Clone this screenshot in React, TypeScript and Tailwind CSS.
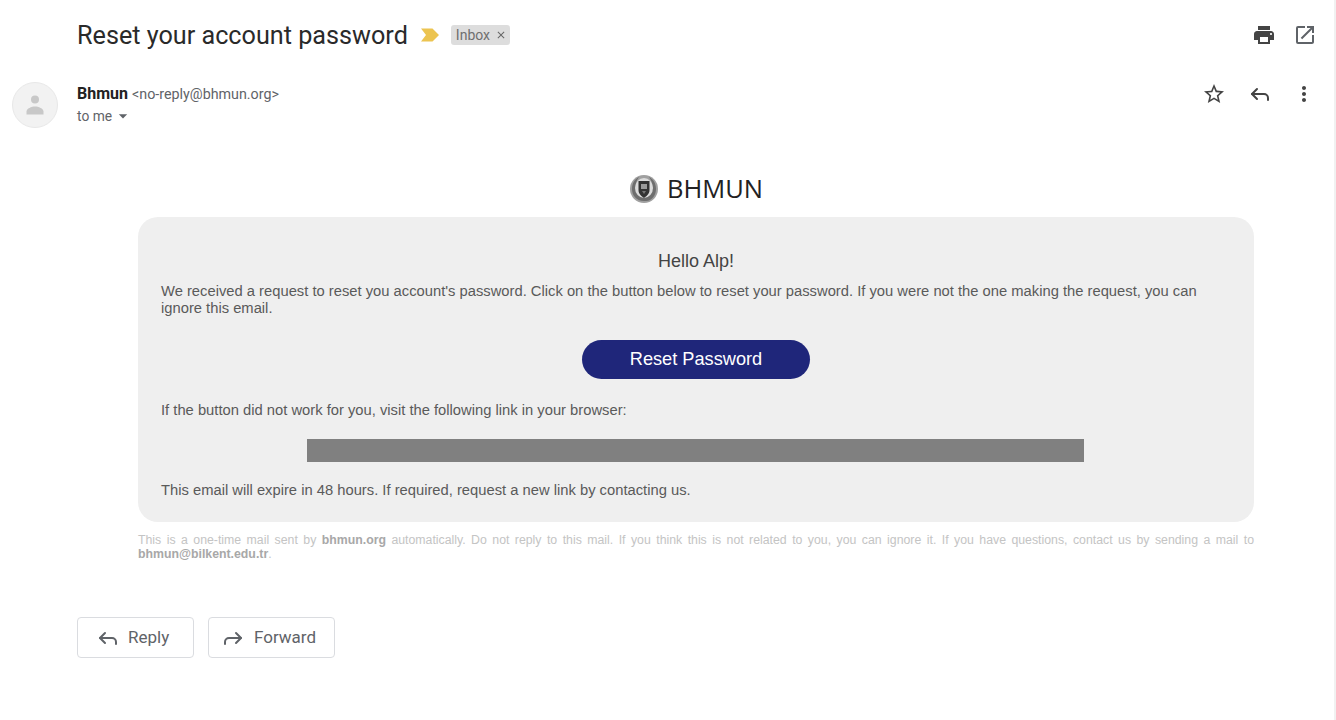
import React from "react";
import { MdPrint, MdOpenInNew, MdStarBorder, MdMoreVert, MdArrowDropDown, MdClose } from "react-icons/md";
import { Reply, Forward } from "lucide-react";

const arial = "font-['Liberation_Sans',Arial,sans-serif]";

const Logo = () => (
  <svg width="30" height="30" viewBox="0 0 30 30" className="shrink-0">
    <circle cx="15" cy="15" r="14" fill="#a0a0a0" />
    <path d="M15 27C7 27 3 21 3 15S6 5 10 3c-3 4-4 8-3 12s4 8 8 8 7-4 8-8-0-8-3-12c4 2 7 6 7 12s-4 12-10 12z" fill="#6e6e6e" />
    <ellipse cx="15" cy="14" rx="9" ry="10" fill="#dcdcdc" />
    <path d="M9.500 7h11v9c0 4-3 6-5.500 8-2.500-2-5.500-4-5.500-8z" fill="#333" />
    <path d="M12 10h6v5h-6z" fill="#9a9a9a" />
    <path d="M13 17h4l-2 3z" fill="#777" />
  </svg>
);

const App = () => {
  return (
    <div className="w-[1336px] h-[720px] bg-white overflow-hidden border-r-2 border-[#f1f1f1] font-['Roboto',sans-serif] text-[#222]">
      {/* subject */}
      <div className="flex items-center h-[70px] pl-[77px] pr-[17px]">
        <h1 className="pt-[2px] text-[25.200px] font-normal text-[#2a2a2a] leading-[68px]">Reset your account password</h1>
        <svg width="20" height="14" viewBox="0 0 20 14" className="ml-[12px]">
          <path d="M1 0.500h11.500l6.500 6.500-6.500 6.500H1l5-6.500z" fill="#ecc451" />
        </svg>
        <span className="ml-[11px] h-[20px] w-[59px] flex items-center gap-[5px] pl-[5px] rounded-[3px] bg-[#dddddd] text-[#6f6f6f] text-[14px] leading-none">
          Inbox
          <MdClose size={12} className="text-[#666]" />
        </span>
        <div className="ml-auto flex items-center gap-[17px]">
          <MdPrint size={24} className="text-[#444]" />
          <MdOpenInNew size={24} className="text-[#5f6368]" />
        </div>
      </div>

      {/* sender */}
      <div className="flex pl-[12px] pr-[18px] h-[60px] mt-[12px]">
        <div className="w-[46px] h-[46px] rounded-full bg-[#f2f2f2] border border-[#e8e8e8] flex items-center justify-center">
          <svg width="18" height="20" viewBox="0 0 18 20" className="text-[#c8c8c8]">
            <circle cx="9" cy="4.500" r="4" fill="currentColor" />
            <path d="M0.500 19.500v-3c0-3 5-5 8.500-5s8.500 2 8.500 5v3z" fill="currentColor" />
          </svg>
        </div>
        <div className="ml-[19px]">
          <div className="flex items-baseline h-[20px]">
            <span className="text-[16px] font-bold text-[#222]">Bhmun</span>
            <span className="ml-[4px] text-[14.300px] text-[#5f6368]">&lt;no-reply@bhmun.org&gt;</span>
          </div>
          <div className="flex items-center h-[20px] mt-[4px] text-[13.800px] text-[#5f6368]">
            to me
            <MdArrowDropDown size={20} className="ml-[1px]" />
          </div>
        </div>
        <div className="ml-auto flex items-start gap-[22px]">
          <MdStarBorder size={24} className="text-[#444]" />
          <Reply size={24} className="text-[#444]" />
          <MdMoreVert size={24} className="text-[#444] -ml-[2px]" />
        </div>
      </div>

      {/* logo */}
      <div className="flex items-center justify-center gap-[8px] ml-[138px] w-[1116px] mt-[32px] h-[30px]">
        <Logo />
        <span className="text-[25.500px] font-['Open_Sans',sans-serif] text-[#222] leading-none">BHMUN</span>
      </div>

      {/* message card */}
      <div className={`${arial} ml-[138px] w-[1116px] h-[305px] mt-[13px] rounded-[20px] bg-[#efefef] px-[23px] pt-[34px] text-[#5a5a5a] text-[14.760px] leading-[17px]`}>
        <div className="text-center text-[18px] leading-[20px] text-[#444]">Hello Alp!</div>
        <p className="mt-[12px]">
          We received a request to reset you account's password. Click on the button below to reset your password. If you were not the one making the request, you can ignore this email.
        </p>
        <div className="flex justify-center mt-[23px]">
          <div className="w-[228px] h-[39px] rounded-full bg-[#1f267a] text-white text-[18.200px] flex items-center justify-center">
            Reset Password
          </div>
        </div>
        <p className="mt-[23px]">If the button did not work for you, visit the following link in your browser:</p>
        <div className="ml-[146px] mt-[20px] w-[777px] h-[23px] bg-[#808080]" />
        <p className="mt-[20px]">This email will expire in 48 hours. If required, request a new link by contacting us.</p>
      </div>

      {/* footer note */}
      <p className={`${arial} ml-[138px] w-[1116px] mt-[11px] text-[12.300px] leading-[14px] text-[#c4c4c4] text-justify`}>
        This is a one-time mail sent by <b className="text-[#a8a8a8]">bhmun.org</b> automatically. Do not reply to this mail. If you think this is not related to you, you can ignore it. If you have questions, contact us by sending a mail to <b className="text-[#a8a8a8]">bhmun@bilkent.edu.tr</b>.
      </p>

      {/* actions */}
      <div className="flex gap-[14px] ml-[77px] mt-[56px]">
        <div className="w-[117px] h-[41px] rounded-[4px] border border-[#dadce0] flex items-center pl-[18px] gap-[8px] text-[17px] text-[#5f6368]">
          <Reply size={24} />
          Reply
        </div>
        <div className="w-[127px] h-[41px] rounded-[4px] border border-[#dadce0] flex items-center pl-[12px] gap-[9px] text-[17px] text-[#5f6368]">
          <Forward size={24} />
          Forward
        </div>
      </div>
    </div>
  );
};

export default App;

*Request*
Quote the data above in full and without alteration; skip the pictures.

*Response to this task*
Clone this screenshot in React, TypeScript and Tailwind CSS.
import React from "react";
import { MdPrint, MdOpenInNew, MdStarBorder, MdMoreVert, MdArrowDropDown, MdClose } from "react-icons/md";
import { Reply, Forward } from "lucide-react";

const arial = "font-['Liberation_Sans',Arial,sans-serif]";

const Logo = () => (
  <svg width="30" height="30" viewBox="0 0 30 30" className="shrink-0">
    <circle cx="15" cy="15" r="14" fill="#a0a0a0" />
    <path d="M15 27C7 27 3 21 3 15S6 5 10 3c-3 4-4 8-3 12s4 8 8 8 7-4 8-8-0-8-3-12c4 2 7 6 7 12s-4 12-10 12z" fill="#6e6e6e" />
    <ellipse cx="15" cy="14" rx="9" ry="10" fill="#dcdcdc" />
    <path d="M9.500 7h11v9c0 4-3 6-5.500 8-2.500-2-5.500-4-5.500-8z" fill="#333" />
    <path d="M12 10h6v5h-6z" fill="#9a9a9a" />
    <path d="M13 17h4l-2 3z" fill="#777" />
  </svg>
);

const App = () => {
  return (
    <div className="w-[1336px] h-[720px] bg-white overflow-hidden border-r-2 border-[#f1f1f1] font-['Roboto',sans-serif] text-[#222]">
      {/* subject */}
      <div className="flex items-center h-[70px] pl-[77px] pr-[17px]">
        <h1 className="pt-[2px] text-[25.200px] font-normal text-[#2a2a2a] leading-[68px]">Reset your account password</h1>
        <svg width="20" height="14" viewBox="0 0 20 14" className="ml-[12px]">
          <path d="M1 0.500h11.500l6.500 6.500-6.500 6.500H1l5-6.500z" fill="#ecc451" />
        </svg>
        <span className="ml-[11px] h-[20px] w-[59px] flex items-center gap-[5px] pl-[5px] rounded-[3px] bg-[#dddddd] text-[#6f6f6f] text-[14px] leading-none">
          Inbox
          <MdClose size={12} className="text-[#666]" />
        </span>
        <div className="ml-auto flex items-center gap-[17px]">
          <MdPrint size={24} className="text-[#444]" />
          <MdOpenInNew size={24} className="text-[#5f6368]" />
        </div>
      </div>

      {/* sender */}
      <div className="flex pl-[12px] pr-[18px] h-[60px] mt-[12px]">
        <div className="w-[46px] h-[46px] rounded-full bg-[#f2f2f2] border border-[#e8e8e8] flex items-center justify-center">
          <svg width="18" height="20" viewBox="0 0 18 20" className="text-[#c8c8c8]">
            <circle cx="9" cy="4.500" r="4" fill="currentColor" />
            <path d="M0.500 19.500v-3c0-3 5-5 8.500-5s8.500 2 8.500 5v3z" fill="currentColor" />
          </svg>
        </div>
        <div className="ml-[19px]">
          <div className="flex items-baseline h-[20px]">
            <span className="text-[16px] font-bold text-[#222]">Bhmun</span>
            <span className="ml-[4px] text-[14.300px] text-[#5f6368]">&lt;no-reply@bhmun.org&gt;</span>
          </div>
          <div className="flex items-center h-[20px] mt-[4px] text-[13.800px] text-[#5f6368]">
            to me
            <MdArrowDropDown size={20} className="ml-[1px]" />
          </div>
        </div>
        <div className="ml-auto flex items-start gap-[22px]">
          <MdStarBorder size={24} className="text-[#444]" />
          <Reply size={24} className="text-[#444]" />
          <MdMoreVert size={24} className="text-[#444] -ml-[2px]" />
        </div>
      </div>

      {/* logo */}
      <div className="flex items-center justify-center gap-[8px] ml-[138px] w-[1116px] mt-[32px] h-[30px]">
        <Logo />
        <span className="text-[25.500px] font-['Open_Sans',sans-serif] text-[#222] leading-none">BHMUN</span>
      </div>

      {/* message card */}
      <div className={`${arial} ml-[138px] w-[1116px] h-[305px] mt-[13px] rounded-[20px] bg-[#efefef] px-[23px] pt-[34px] text-[#5a5a5a] text-[14.760px] leading-[17px]`}>
        <div className="text-center text-[18px] leading-[20px] text-[#444]">Hello Alp!</div>
        <p className="mt-[12px]">
          We received a request to reset you account's password. Click on the button below to reset your password. If you were not the one making the request, you can ignore this email.
        </p>
        <div className="flex justify-center mt-[23px]">
          <div className="w-[228px] h-[39px] rounded-full bg-[#1f267a] text-white text-[18.200px] flex items-center justify-center">
            Reset Password
          </div>
        </div>
        <p className="mt-[23px]">If the button did not work for you, visit the following link in your browser:</p>
        <div className="ml-[146px] mt-[20px] w-[777px] h-[23px] bg-[#808080]" />
        <p className="mt-[20px]">This email will expire in 48 hours. If required, request a new link by contacting us.</p>
      </div>

      {/* footer note */}
      <p className={`${arial} ml-[138px] w-[1116px] mt-[11px] text-[12.300px] leading-[14px] text-[#c4c4c4] text-justify`}>
        This is a one-time mail sent by <b className="text-[#a8a8a8]">bhmun.org</b> automatically. Do not reply to this mail. If you think this is not related to you, you can ignore it. If you have questions, contact us by sending a mail to <b className="text-[#a8a8a8]">bhmun@bilkent.edu.tr</b>.
      </p>

      {/* actions */}
      <div className="flex gap-[14px] ml-[77px] mt-[56px]">
        <div className="w-[117px] h-[41px] rounded-[4px] border border-[#dadce0] flex items-center pl-[18px] gap-[8px] text-[17px] text-[#5f6368]">
          <Reply size={24} />
          Reply
        </div>
        <div className="w-[127px] h-[41px] rounded-[4px] border border-[#dadce0] flex items-center pl-[12px] gap-[9px] text-[17px] text-[#5f6368]">
          <Forward size={24} />
          Forward
        </div>
      </div>
    </div>
  );
};

export default App;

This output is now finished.